_Data segment_.
+ + + +

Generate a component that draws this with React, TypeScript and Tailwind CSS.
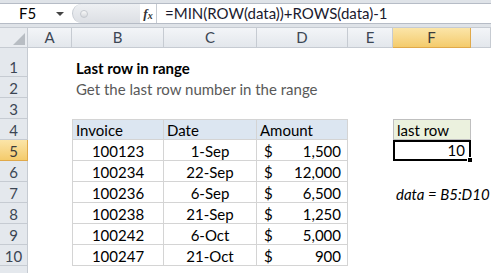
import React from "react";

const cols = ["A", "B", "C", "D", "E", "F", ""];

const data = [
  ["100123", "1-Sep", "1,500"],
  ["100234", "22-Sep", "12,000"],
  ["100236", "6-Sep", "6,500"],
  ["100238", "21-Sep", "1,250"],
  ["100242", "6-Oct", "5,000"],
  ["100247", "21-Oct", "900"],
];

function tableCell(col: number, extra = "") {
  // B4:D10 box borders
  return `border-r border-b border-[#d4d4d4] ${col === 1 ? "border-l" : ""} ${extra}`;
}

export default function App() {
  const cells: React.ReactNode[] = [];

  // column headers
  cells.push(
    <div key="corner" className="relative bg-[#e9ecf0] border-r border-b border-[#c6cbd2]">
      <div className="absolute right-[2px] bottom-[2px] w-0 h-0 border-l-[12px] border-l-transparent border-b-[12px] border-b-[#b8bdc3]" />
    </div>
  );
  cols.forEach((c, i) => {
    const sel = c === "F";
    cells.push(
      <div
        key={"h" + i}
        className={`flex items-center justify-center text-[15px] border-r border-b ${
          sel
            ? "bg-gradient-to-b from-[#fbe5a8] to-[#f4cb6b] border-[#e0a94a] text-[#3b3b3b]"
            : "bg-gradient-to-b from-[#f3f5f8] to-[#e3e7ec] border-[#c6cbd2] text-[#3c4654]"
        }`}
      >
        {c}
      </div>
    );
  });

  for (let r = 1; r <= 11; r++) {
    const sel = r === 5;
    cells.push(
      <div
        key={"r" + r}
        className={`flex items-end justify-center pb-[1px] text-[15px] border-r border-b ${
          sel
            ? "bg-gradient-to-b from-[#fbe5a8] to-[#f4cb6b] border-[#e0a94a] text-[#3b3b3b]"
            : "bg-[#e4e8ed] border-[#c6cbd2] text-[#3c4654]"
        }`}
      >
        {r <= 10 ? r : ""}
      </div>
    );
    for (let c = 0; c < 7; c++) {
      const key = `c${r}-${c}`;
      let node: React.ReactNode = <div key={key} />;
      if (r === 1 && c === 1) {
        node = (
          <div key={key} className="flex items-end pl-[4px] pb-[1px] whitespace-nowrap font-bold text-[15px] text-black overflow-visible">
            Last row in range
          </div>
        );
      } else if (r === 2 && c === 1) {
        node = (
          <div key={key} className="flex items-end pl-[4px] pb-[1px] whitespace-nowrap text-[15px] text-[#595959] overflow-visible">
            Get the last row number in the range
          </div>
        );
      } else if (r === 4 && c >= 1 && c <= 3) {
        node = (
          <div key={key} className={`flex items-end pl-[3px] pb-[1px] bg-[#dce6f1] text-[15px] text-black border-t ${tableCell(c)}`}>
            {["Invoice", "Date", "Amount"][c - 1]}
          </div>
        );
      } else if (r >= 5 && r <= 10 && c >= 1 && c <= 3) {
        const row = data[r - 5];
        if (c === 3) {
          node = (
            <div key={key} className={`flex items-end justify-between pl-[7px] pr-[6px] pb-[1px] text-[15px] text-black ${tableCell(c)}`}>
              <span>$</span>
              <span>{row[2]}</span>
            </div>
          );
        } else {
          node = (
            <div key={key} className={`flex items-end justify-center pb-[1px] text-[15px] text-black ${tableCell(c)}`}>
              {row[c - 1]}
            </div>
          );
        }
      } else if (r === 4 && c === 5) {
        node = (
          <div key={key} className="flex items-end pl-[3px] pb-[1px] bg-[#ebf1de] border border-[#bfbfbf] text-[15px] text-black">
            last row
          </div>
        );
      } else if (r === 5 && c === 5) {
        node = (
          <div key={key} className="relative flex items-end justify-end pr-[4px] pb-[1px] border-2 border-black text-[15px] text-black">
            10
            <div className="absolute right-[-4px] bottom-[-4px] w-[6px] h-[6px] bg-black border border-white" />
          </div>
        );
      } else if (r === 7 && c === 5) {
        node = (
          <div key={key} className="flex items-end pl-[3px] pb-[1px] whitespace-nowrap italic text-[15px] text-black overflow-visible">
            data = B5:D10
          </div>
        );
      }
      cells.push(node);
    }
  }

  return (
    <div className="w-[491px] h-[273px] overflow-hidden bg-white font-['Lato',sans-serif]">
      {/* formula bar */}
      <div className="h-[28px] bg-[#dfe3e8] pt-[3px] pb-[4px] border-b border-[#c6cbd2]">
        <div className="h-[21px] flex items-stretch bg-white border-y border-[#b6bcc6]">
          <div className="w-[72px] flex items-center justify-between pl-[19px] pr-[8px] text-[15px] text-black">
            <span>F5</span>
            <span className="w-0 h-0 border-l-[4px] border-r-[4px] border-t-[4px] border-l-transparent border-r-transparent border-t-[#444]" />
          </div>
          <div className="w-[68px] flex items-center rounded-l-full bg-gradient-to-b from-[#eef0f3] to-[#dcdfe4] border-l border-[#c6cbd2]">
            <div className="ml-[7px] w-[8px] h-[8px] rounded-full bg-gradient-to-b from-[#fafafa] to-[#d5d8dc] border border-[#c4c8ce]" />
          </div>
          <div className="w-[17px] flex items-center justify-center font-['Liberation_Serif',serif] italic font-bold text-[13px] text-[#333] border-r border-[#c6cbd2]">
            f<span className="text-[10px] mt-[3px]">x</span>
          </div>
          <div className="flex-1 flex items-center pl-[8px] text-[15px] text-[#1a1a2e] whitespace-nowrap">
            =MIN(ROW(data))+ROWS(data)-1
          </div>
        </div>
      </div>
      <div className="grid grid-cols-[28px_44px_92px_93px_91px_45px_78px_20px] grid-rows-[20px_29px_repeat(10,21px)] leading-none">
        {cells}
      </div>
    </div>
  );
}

+ + + +

_Written exercise_. Only the lines from the top of the data through the line with "const cells: React.ReactNode[] = [];" should be quoted, exactly and with both ends kept; skip the pictures.

_Finished exercise_.
Generate a component that draws this with React, TypeScript and Tailwind CSS.
import React from "react";

const cols = ["A", "B", "C", "D", "E", "F", ""];

const data = [
  ["100123", "1-Sep", "1,500"],
  ["100234", "22-Sep", "12,000"],
  ["100236", "6-Sep", "6,500"],
  ["100238", "21-Sep", "1,250"],
  ["100242", "6-Oct", "5,000"],
  ["100247", "21-Oct", "900"],
];

function tableCell(col: number, extra = "") {
  // B4:D10 box borders
  return `border-r border-b border-[#d4d4d4] ${col === 1 ? "border-l" : ""} ${extra}`;
}

export default function App() {
  const cells: React.ReactNode[] = [];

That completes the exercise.